Problem to solve >> Reproduce the following material exactly, including every line.

[Stored data entries]

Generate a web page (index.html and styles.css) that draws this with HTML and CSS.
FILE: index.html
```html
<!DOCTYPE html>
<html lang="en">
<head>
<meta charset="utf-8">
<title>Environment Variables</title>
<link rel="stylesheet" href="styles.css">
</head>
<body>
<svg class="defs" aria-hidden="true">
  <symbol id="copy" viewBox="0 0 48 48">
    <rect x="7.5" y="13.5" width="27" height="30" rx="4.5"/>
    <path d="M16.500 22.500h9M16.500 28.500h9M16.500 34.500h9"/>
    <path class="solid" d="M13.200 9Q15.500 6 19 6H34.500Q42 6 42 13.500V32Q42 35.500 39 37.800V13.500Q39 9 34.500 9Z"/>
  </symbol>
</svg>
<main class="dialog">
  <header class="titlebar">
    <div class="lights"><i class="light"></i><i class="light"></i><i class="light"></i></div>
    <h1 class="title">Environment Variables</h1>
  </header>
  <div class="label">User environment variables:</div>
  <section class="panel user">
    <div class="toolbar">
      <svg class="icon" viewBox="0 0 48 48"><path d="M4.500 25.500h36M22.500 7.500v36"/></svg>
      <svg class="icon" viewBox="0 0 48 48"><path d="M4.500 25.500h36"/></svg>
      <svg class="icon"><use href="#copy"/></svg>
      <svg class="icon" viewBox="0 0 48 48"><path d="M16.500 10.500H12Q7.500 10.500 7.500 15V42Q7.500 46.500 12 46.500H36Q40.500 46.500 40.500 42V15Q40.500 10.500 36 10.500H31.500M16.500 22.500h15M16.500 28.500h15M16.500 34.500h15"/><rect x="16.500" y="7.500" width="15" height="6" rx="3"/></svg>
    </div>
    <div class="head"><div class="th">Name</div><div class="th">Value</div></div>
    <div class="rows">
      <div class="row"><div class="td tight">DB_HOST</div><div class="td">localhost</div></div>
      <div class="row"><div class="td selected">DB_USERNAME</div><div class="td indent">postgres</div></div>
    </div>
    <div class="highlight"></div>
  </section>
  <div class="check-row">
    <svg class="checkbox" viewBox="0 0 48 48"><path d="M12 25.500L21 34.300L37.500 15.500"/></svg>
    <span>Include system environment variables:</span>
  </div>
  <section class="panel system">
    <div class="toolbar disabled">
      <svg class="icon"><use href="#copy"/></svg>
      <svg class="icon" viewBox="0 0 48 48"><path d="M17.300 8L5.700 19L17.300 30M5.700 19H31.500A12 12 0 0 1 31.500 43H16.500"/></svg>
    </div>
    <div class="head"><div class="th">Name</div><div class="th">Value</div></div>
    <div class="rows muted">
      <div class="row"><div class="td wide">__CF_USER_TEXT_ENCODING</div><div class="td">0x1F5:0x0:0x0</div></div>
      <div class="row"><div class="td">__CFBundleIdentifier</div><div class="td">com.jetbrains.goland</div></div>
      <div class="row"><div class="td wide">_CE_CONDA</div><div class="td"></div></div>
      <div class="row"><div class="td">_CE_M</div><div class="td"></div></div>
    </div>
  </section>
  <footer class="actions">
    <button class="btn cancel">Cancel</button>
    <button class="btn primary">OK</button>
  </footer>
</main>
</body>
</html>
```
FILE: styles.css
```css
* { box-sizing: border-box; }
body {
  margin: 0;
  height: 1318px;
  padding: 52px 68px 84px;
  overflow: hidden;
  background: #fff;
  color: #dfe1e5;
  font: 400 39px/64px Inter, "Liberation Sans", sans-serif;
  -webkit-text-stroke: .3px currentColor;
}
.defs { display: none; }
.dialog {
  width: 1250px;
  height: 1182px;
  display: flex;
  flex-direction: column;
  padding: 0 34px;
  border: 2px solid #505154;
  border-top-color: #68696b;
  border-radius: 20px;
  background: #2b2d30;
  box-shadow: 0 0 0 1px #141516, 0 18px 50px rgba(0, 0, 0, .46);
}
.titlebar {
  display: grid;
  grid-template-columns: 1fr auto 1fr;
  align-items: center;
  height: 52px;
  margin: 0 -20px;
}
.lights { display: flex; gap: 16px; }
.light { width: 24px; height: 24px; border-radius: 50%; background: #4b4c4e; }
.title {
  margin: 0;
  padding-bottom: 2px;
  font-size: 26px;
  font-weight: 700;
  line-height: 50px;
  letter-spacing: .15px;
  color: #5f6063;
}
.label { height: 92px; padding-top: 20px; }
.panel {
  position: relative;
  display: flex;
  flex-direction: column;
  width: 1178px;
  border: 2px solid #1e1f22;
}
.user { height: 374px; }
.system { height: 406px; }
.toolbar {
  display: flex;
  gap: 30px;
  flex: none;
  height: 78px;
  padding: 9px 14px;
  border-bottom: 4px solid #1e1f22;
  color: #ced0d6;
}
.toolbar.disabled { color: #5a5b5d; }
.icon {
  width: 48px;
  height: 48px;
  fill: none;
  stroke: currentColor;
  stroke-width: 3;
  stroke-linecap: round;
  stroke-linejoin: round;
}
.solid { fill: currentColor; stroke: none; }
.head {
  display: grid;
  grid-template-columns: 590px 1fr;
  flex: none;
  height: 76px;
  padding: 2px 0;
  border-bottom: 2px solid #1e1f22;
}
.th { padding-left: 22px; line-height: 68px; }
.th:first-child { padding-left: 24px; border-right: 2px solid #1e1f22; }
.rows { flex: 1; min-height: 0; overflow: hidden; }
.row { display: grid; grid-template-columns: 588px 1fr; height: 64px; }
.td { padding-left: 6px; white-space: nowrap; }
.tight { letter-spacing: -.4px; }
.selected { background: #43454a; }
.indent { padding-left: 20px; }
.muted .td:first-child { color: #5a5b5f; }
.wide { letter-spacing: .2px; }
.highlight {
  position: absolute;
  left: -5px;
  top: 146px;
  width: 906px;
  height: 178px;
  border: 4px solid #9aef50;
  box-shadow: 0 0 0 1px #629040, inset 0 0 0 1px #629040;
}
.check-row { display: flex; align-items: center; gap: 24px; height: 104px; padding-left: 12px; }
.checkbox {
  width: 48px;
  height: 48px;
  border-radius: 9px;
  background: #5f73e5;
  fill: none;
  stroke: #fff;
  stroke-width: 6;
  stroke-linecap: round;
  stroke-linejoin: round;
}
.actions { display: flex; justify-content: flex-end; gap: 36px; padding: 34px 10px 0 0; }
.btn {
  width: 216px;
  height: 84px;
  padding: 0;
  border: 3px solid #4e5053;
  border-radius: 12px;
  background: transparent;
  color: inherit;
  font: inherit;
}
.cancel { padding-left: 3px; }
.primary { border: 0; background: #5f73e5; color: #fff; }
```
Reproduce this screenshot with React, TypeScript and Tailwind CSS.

Finished answer >>
Generate a web page (index.html and styles.css) that draws this with HTML and CSS.
FILE: index.html
```html
<!DOCTYPE html>
<html lang="en">
<head>
<meta charset="utf-8">
<title>Environment Variables</title>
<link rel="stylesheet" href="styles.css">
</head>
<body>
<svg class="defs" aria-hidden="true">
  <symbol id="copy" viewBox="0 0 48 48">
    <rect x="7.5" y="13.5" width="27" height="30" rx="4.5"/>
    <path d="M16.500 22.500h9M16.500 28.500h9M16.500 34.500h9"/>
    <path class="solid" d="M13.200 9Q15.500 6 19 6H34.500Q42 6 42 13.500V32Q42 35.500 39 37.800V13.500Q39 9 34.500 9Z"/>
  </symbol>
</svg>
<main class="dialog">
  <header class="titlebar">
    <div class="lights"><i class="light"></i><i class="light"></i><i class="light"></i></div>
    <h1 class="title">Environment Variables</h1>
  </header>
  <div class="label">User environment variables:</div>
  <section class="panel user">
    <div class="toolbar">
      <svg class="icon" viewBox="0 0 48 48"><path d="M4.500 25.500h36M22.500 7.500v36"/></svg>
      <svg class="icon" viewBox="0 0 48 48"><path d="M4.500 25.500h36"/></svg>
      <svg class="icon"><use href="#copy"/></svg>
      <svg class="icon" viewBox="0 0 48 48"><path d="M16.500 10.500H12Q7.500 10.500 7.500 15V42Q7.500 46.500 12 46.500H36Q40.500 46.500 40.500 42V15Q40.500 10.500 36 10.500H31.500M16.500 22.500h15M16.500 28.500h15M16.500 34.500h15"/><rect x="16.500" y="7.500" width="15" height="6" rx="3"/></svg>
    </div>
    <div class="head"><div class="th">Name</div><div class="th">Value</div></div>
    <div class="rows">
      <div class="row"><div class="td tight">DB_HOST</div><div class="td">localhost</div></div>
      <div class="row"><div class="td selected">DB_USERNAME</div><div class="td indent">postgres</div></div>
    </div>
    <div class="highlight"></div>
  </section>
  <div class="check-row">
    <svg class="checkbox" viewBox="0 0 48 48"><path d="M12 25.500L21 34.300L37.500 15.500"/></svg>
    <span>Include system environment variables:</span>
  </div>
  <section class="panel system">
    <div class="toolbar disabled">
      <svg class="icon"><use href="#copy"/></svg>
      <svg class="icon" viewBox="0 0 48 48"><path d="M17.300 8L5.700 19L17.300 30M5.700 19H31.500A12 12 0 0 1 31.500 43H16.500"/></svg>
    </div>
    <div class="head"><div class="th">Name</div><div class="th">Value</div></div>
    <div class="rows muted">
      <div class="row"><div class="td wide">__CF_USER_TEXT_ENCODING</div><div class="td">0x1F5:0x0:0x0</div></div>
      <div class="row"><div class="td">__CFBundleIdentifier</div><div class="td">com.jetbrains.goland</div></div>
      <div class="row"><div class="td wide">_CE_CONDA</div><div class="td"></div></div>
      <div class="row"><div class="td">_CE_M</div><div class="td"></div></div>
    </div>
  </section>
  <footer class="actions">
    <button class="btn cancel">Cancel</button>
    <button class="btn primary">OK</button>
  </footer>
</main>
</body>
</html>
```
FILE: styles.css
```css
* { box-sizing: border-box; }
body {
  margin: 0;
  height: 1318px;
  padding: 52px 68px 84px;
  overflow: hidden;
  background: #fff;
  color: #dfe1e5;
  font: 400 39px/64px Inter, "Liberation Sans", sans-serif;
  -webkit-text-stroke: .3px currentColor;
}
.defs { display: none; }
.dialog {
  width: 1250px;
  height: 1182px;
  display: flex;
  flex-direction: column;
  padding: 0 34px;
  border: 2px solid #505154;
  border-top-color: #68696b;
  border-radius: 20px;
  background: #2b2d30;
  box-shadow: 0 0 0 1px #141516, 0 18px 50px rgba(0, 0, 0, .46);
}
.titlebar {
  display: grid;
  grid-template-columns: 1fr auto 1fr;
  align-items: center;
  height: 52px;
  margin: 0 -20px;
}
.lights { display: flex; gap: 16px; }
.light { width: 24px; height: 24px; border-radius: 50%; background: #4b4c4e; }
.title {
  margin: 0;
  padding-bottom: 2px;
  font-size: 26px;
  font-weight: 700;
  line-height: 50px;
  letter-spacing: .15px;
  color: #5f6063;
}
.label { height: 92px; padding-top: 20px; }
.panel {
  position: relative;
  display: flex;
  flex-direction: column;
  width: 1178px;
  border: 2px solid #1e1f22;
}
.user { height: 374px; }
.system { height: 406px; }
.toolbar {
  display: flex;
  gap: 30px;
  flex: none;
  height: 78px;
  padding: 9px 14px;
  border-bottom: 4px solid #1e1f22;
  color: #ced0d6;
}
.toolbar.disabled { color: #5a5b5d; }
.icon {
  width: 48px;
  height: 48px;
  fill: none;
  stroke: currentColor;
  stroke-width: 3;
  stroke-linecap: round;
  stroke-linejoin: round;
}
.solid { fill: currentColor; stroke: none; }
.head {
  display: grid;
  grid-template-columns: 590px 1fr;
  flex: none;
  height: 76px;
  padding: 2px 0;
  border-bottom: 2px solid #1e1f22;
}
.th { padding-left: 22px; line-height: 68px; }
.th:first-child { padding-left: 24px; border-right: 2px solid #1e1f22; }
.rows { flex: 1; min-height: 0; overflow: hidden; }
.row { display: grid; grid-template-columns: 588px 1fr; height: 64px; }
.td { padding-left: 6px; white-space: nowrap; }
.tight { letter-spacing: -.4px; }
.selected { background: #43454a; }
.indent { padding-left: 20px; }
.muted .td:first-child { color: #5a5b5f; }
.wide { letter-spacing: .2px; }
.highlight {
  position: absolute;
  left: -5px;
  top: 146px;
  width: 906px;
  height: 178px;
  border: 4px solid #9aef50;
  box-shadow: 0 0 0 1px #629040, inset 0 0 0 1px #629040;
}
.check-row { display: flex; align-items: center; gap: 24px; height: 104px; padding-left: 12px; }
.checkbox {
  width: 48px;
  height: 48px;
  border-radius: 9px;
  background: #5f73e5;
  fill: none;
  stroke: #fff;
  stroke-width: 6;
  stroke-linecap: round;
  stroke-linejoin: round;
}
.actions { display: flex; justify-content: flex-end; gap: 36px; padding: 34px 10px 0 0; }
.btn {
  width: 216px;
  height: 84px;
  padding: 0;
  border: 3px solid #4e5053;
  border-radius: 12px;
  background: transparent;
  color: inherit;
  font: inherit;
}
.cancel { padding-left: 3px; }
.primary { border: 0; background: #5f73e5; color: #fff; }
```
Reproduce this screenshot with React, TypeScript and Tailwind CSS.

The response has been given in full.